Go through the listing and copy each line with the string "React".

+++

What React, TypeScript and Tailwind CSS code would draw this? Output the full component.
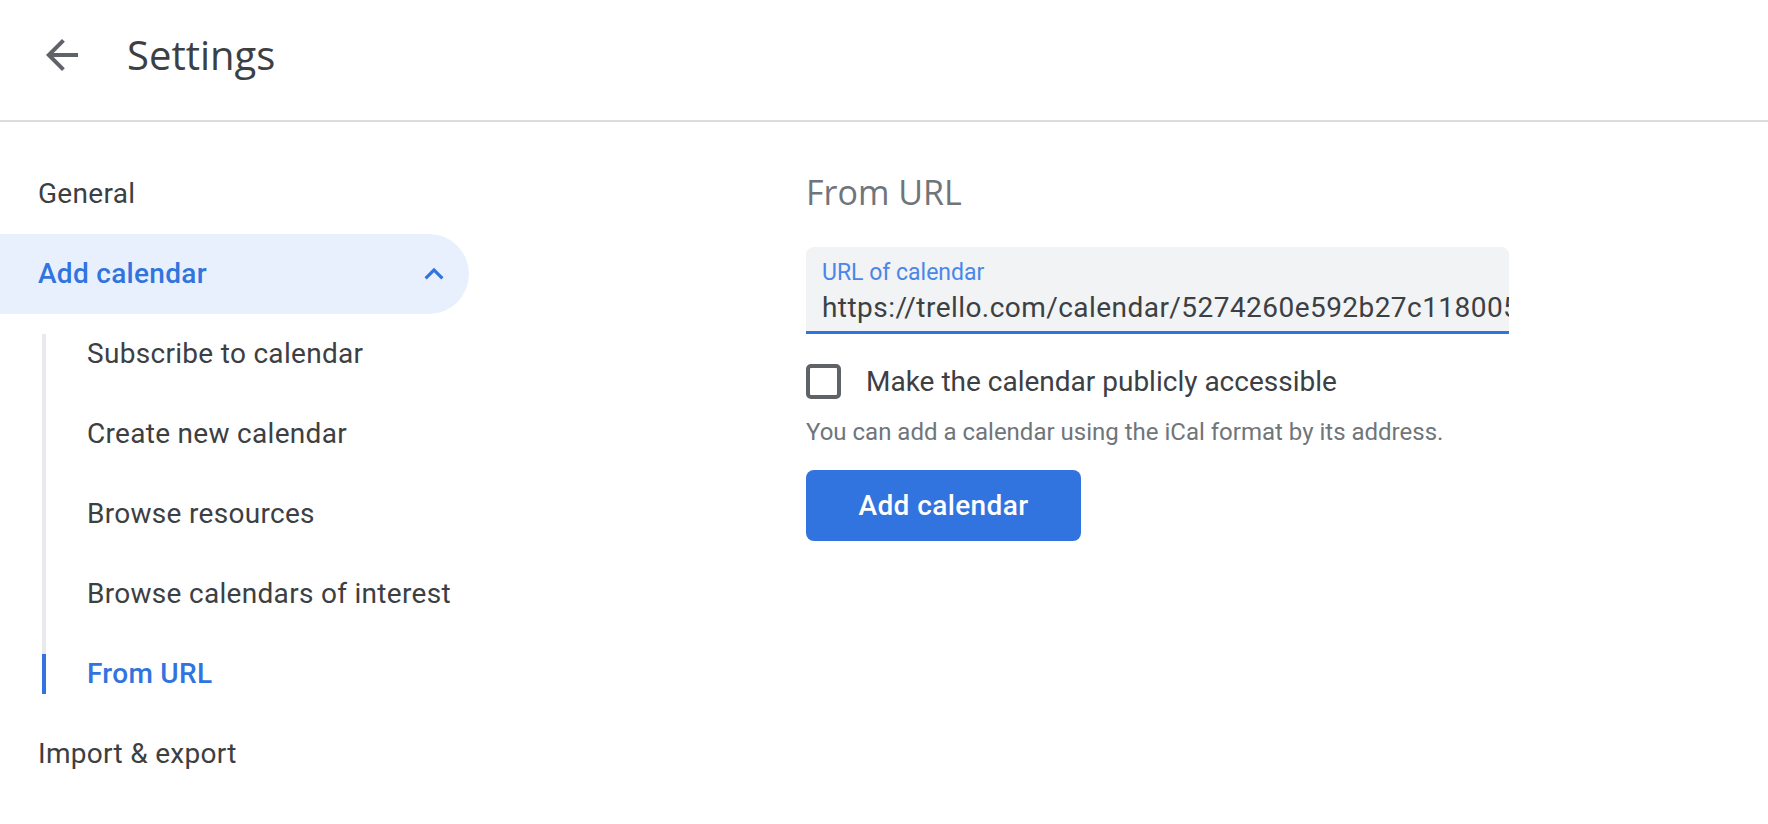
import React from "react";

const navText = "text-[28px] tracking-[0.3px] text-[#3c4043]";

function SubItem({ label, active }: { label: string; active?: boolean }) {
  return (
    <div className="relative flex h-[80px] items-center pl-[41px]">
      {active && (
        <div className="absolute left-[-4px] top-[20px] h-[40px] w-[4px] bg-[#3174df]" />
      )}
      <span
        className={
          active
            ? "text-[28px] font-medium tracking-[0.3px] text-[#3174df]"
            : navText
        }
      >
        {label}
      </span>
    </div>
  );
}

export default function App() {
  return (
    <div
      className="min-h-screen bg-white"
      style={{ fontFamily: "Roboto, 'Liberation Sans', sans-serif" }}
    >
      {/* Header */}
      <header className="flex h-[122px] items-center border-b-2 border-[#dadce0] pb-[10px]">
        <button className="ml-[38px] flex h-[48px] w-[48px] items-center justify-center">
          <svg width="48" height="48" viewBox="0 0 24 24" fill="#5f6368">
            <path d="M20 11H7.83l5.59-5.59L12 4l-8 8 8 8 1.41-1.41L7.83 13H20v-2z" />
          </svg>
        </button>
        <h1
          className="ml-[41px] text-[40px] leading-[52px] text-[#3c4043]"
          style={{ fontFamily: "'Open Sans', sans-serif" }}
        >
          Settings
        </h1>
      </header>

      <div className="flex">
        {/* Left nav */}
        <nav className="w-[469px] shrink-0 pt-[32px]">
          <div className="flex h-[80px] items-center pl-[38px]">
            <span className={navText}>General</span>
          </div>
          <div className="flex h-[80px] items-center justify-between rounded-r-full bg-[#e8f0fe] pl-[38px] pr-[16px]">
            <span className="text-[28px] font-medium tracking-[0.3px] text-[#3174df]">
              Add calendar
            </span>
            <svg width="38" height="38" viewBox="0 0 24 24" fill="#3174df">
              <path d="M12 8l-6 6 1.41 1.41L12 10.83l4.59 4.58L18 14z" />
            </svg>
          </div>
          <div className="ml-[42px] my-[20px] flex flex-col border-l-4 border-[#e8eaed]">
            <div className="-my-[20px]">
              <SubItem label="Subscribe to calendar" />
              <SubItem label="Create new calendar" />
              <SubItem label="Browse resources" />
              <SubItem label="Browse calendars of interest" />
              <SubItem label="From URL" active />
            </div>
          </div>
          <div className="flex h-[80px] items-center pl-[38px]">
            <span className={navText}>Import &amp; export</span>
          </div>
        </nav>

        {/* Content */}
        <main className="ml-[337px] pt-[46px]">
          <h2
            className="text-[34px] leading-[48px] text-[#70757a]"
            style={{ fontFamily: "'Open Sans', sans-serif" }}
          >
            From URL
          </h2>

          <div className="mt-[31px] flex h-[87px] w-[703px] flex-col overflow-hidden rounded-t-[8px] border-b-[3px] border-[#3174df] bg-[#f1f3f4] pl-[16px] pt-[12px]">
            <span className="text-[23px] leading-[28px] text-[#4a86e8]">
              URL of calendar
            </span>
            <div className="mt-[3px] whitespace-nowrap text-[28px] leading-[36px] tracking-[0.45px] text-[#3c4043]">
              https://trello.com/calendar/5274260e592b27c118005b8f/6a1c2d3e4b5f/8c7a2e1d0f9b3a6c4e2d.ics
            </div>
          </div>

          <div className="mt-[30px] flex h-[35px] items-center">
            <div className="h-[35px] w-[35px] rounded-[5px] border-[4px] border-[#5f6368]" />
            <span className="ml-[25px] text-[28px] text-[#3c4043]">
              Make the calendar publicly accessible
            </span>
          </div>

          <p className="mt-[17px] text-[24px] leading-[32px] text-[#70757a]">
            You can add a calendar using the iCal format by its address.
          </p>

          <button className="mt-[22px] flex h-[71px] w-[275px] items-center justify-center rounded-[8px] bg-[#3174df] text-[28px] font-medium tracking-[0.4px] text-white">
            Add calendar
          </button>
        </main>
      </div>
    </div>
  );
}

+++

# Solution
What React, TypeScript and Tailwind CSS code would draw this? Output the full component.
import React from "react";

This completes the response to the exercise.